Just how much milk Americans used to drink can be hard to grasp. Consumption peaked in 1945 at 45 gallons a person annually, enough to overfill a standard-size bathtub. Americans believed that "more milk makes us healthier" and drank accordingly, DuPuis said. Government marketing pushed milk as a necessary, perfect food that could solve virtually all nutrition problems, especially in children; milk-derived healthiness eventually became associated with strength, affluence, and patriotism. Holes in the health narrative have since appeared: Consuming too much milk and other dairy products is now considered unhealthy because of the fat content. And long-standing myths about milk, such as that its calcium is required for strengthening bones and growing taller, have largely been debunked.

Today, drinking milk can get you "milk-shamed" by people who think it's disgusting. It's particularly unpopular with younger people, who are grossed out by the milk served in schools. Where dairy once reigned supreme, milk alternatives made of oats, almonds, soy, peas, and countless other things have found a foothold. The FDA even lets plant-based milk call itself "milk," as I wrote last year.

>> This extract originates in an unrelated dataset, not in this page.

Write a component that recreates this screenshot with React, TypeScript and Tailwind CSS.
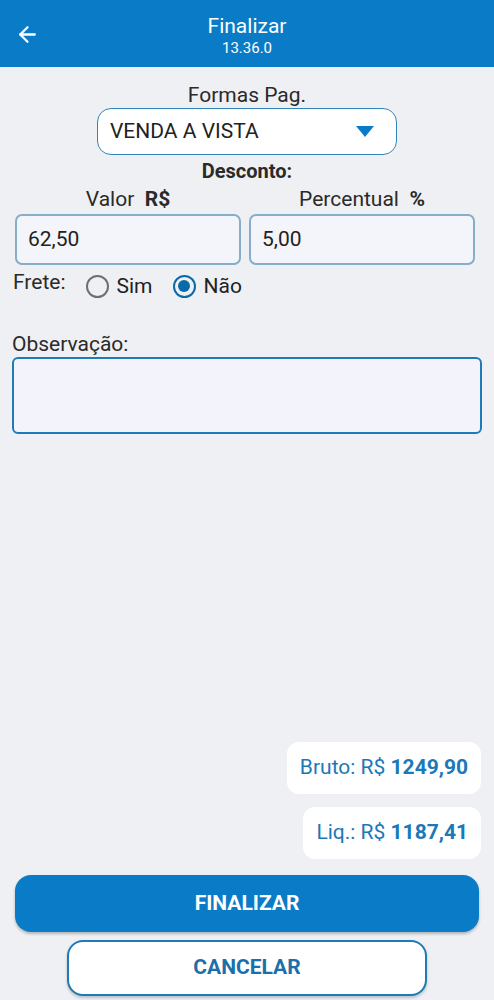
import { ArrowLeft } from "lucide-react"

export default function App() {
  return (
    <div className="flex h-[1000px] flex-col bg-[#eff0f4] font-['Roboto',sans-serif] text-[#222]">
      <header className="relative flex h-[67px] flex-col items-center bg-[#0a7bc6] pt-[13px] text-white">
        <ArrowLeft className="absolute left-[15px] top-[22px] h-[25px] w-[25px]" strokeWidth={2.2} />
        <div className="text-[21px] leading-[26px]">Finalizar</div>
        <div className="text-[15px] leading-[18px]">13.36.0</div>
      </header>

      <div className="flex flex-col items-center pt-[15px]">
        <div className="text-[21px] leading-[26px] text-[#2a2a2a]">Formas Pag.</div>
        <div className="flex h-[47px] w-[300px] items-center justify-between rounded-[14px] border-[1.5px] border-[#2f86b8] bg-white pl-[12px] pr-[22px]">
          <span className="text-[21px] text-[#222]">VENDA A VISTA</span>
          <svg width="18" height="11" viewBox="0 0 18 11">
            <path d="M0 0 L18 0 L9 11 Z" fill="#0a7bc6" />
          </svg>
        </div>
        <div className="mt-[4px] text-[20px] font-bold leading-[24px] text-[#2a2a2a]">Desconto:</div>
      </div>

      <div className="mt-[3px] grid grid-cols-2 gap-[8px] pl-[15px] pr-[19px]">
        <div className="flex flex-col">
          <div className="text-center text-[21px] leading-[26px] text-[#2a2a2a]">
            Valor&nbsp; <span className="font-bold">R$</span>
          </div>
          <div className="mt-[2px] flex h-[51px] items-center rounded-[7px] border-2 border-[#86aec6] bg-[#f4f5fa] px-[11px] text-[21px] text-[#222]">
            62,50
          </div>
        </div>
        <div className="flex flex-col">
          <div className="text-center text-[21px] leading-[26px] text-[#2a2a2a]">
            Percentual&nbsp; <span className="font-bold">%</span>
          </div>
          <div className="mt-[2px] flex h-[51px] items-center rounded-[7px] border-2 border-[#86aec6] bg-[#f4f5fa] px-[11px] text-[21px] text-[#222]">
            5,00
          </div>
        </div>
      </div>

      <div className="flex items-start px-[13px] pt-[4px]">
        <span className="text-[21px] leading-[26px] text-[#2a2a2a]">Frete:</span>
        <div className="ml-[20px] mt-[4px] flex items-center">
          <span className="h-[23px] w-[23px] rounded-full border-2 border-[#6f6f6f]" />
          <span className="ml-[8px] text-[21px] leading-[26px] text-[#222]">Sim</span>
        </div>
        <div className="ml-[20px] mt-[4px] flex items-center">
          <span className="flex h-[23px] w-[23px] items-center justify-center rounded-full border-2 border-[#0a6aa8]">
            <span className="h-[12px] w-[12px] rounded-full bg-[#0a6aa8]" />
          </span>
          <span className="ml-[8px] text-[21px] leading-[26px] text-[#222]">Não</span>
        </div>
      </div>

      <div className="px-[12px] pt-[32px]">
        <div className="text-[21px] leading-[26px] text-[#2a2a2a]">Observação:</div>
        <div className="h-[77px] rounded-[6px] border-2 border-[#1f7ab8] bg-[#f2f3fb]" />
      </div>

      <div className="flex-1" />

      <div className="flex flex-col items-end gap-[13px] px-[13px]">
        <div className="flex h-[52px] items-center rounded-[12px] bg-white px-[13px] text-[21px] text-[#1c78b6]">
          Bruto: R$&nbsp;<span className="font-bold">1249,90</span>
        </div>
        <div className="flex h-[52px] items-center rounded-[12px] bg-white px-[13px] text-[21px] text-[#1c78b6]">
          Liq.: R$&nbsp;<span className="font-bold">1187,41</span>
        </div>
      </div>

      <div className="flex flex-col items-center px-[15px] pb-[4px] pt-[16px]">
        <button className="flex h-[57px] w-full items-center justify-center rounded-[16px] bg-[#0a7bc6] text-[21px] font-bold text-white shadow-[0_2px_3px_rgba(0,0,0,0.25)]">
          FINALIZAR
        </button>
        <button className="mt-[8px] flex h-[56px] w-[360px] items-center justify-center rounded-[16px] border-2 border-[#1f7ab8] bg-white text-[21px] font-bold text-[#1c6fa8] shadow-[0_2px_3px_rgba(0,0,0,0.2)]">
          CANCELAR
        </button>
      </div>
    </div>
  )
}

Less demand for milk would have consequences. "I suspect the dairy industry is on the edge of their seat," DuPuis said. Outbreaks are expected to take a financial toll on farmers, who will not only sell less milk but also have to care for sick animals, and the costs may be passed on to consumers. In rural areas that once thrived on milk production, such as upstate New York, abandoned small farms are now overgrown with trees, DuPuis observed. "Are we going to end up with fewer farms and more trees because of this latest problem? I can imagine so," she said.

The myth of milk has been eroded from many fronts: nutrition research, shifting societal norms, an abundance of new beverages. With bird flu, it has never seemed less like the magic health elixir it was once thought to be. But the turn against milk might have gone too far. Pasteurization was invented in the 19th century, yet it works to kill modern-day pathogens. Dairy has a great track record when it comes to safety, Polzin said. And it is still a decently healthy choice, with some significant advantages over plant-based alternatives, such as having more vitamins and minerals, less sugar, and more protein. Even during the bird-flu outbreak, milk may still have some magic to it.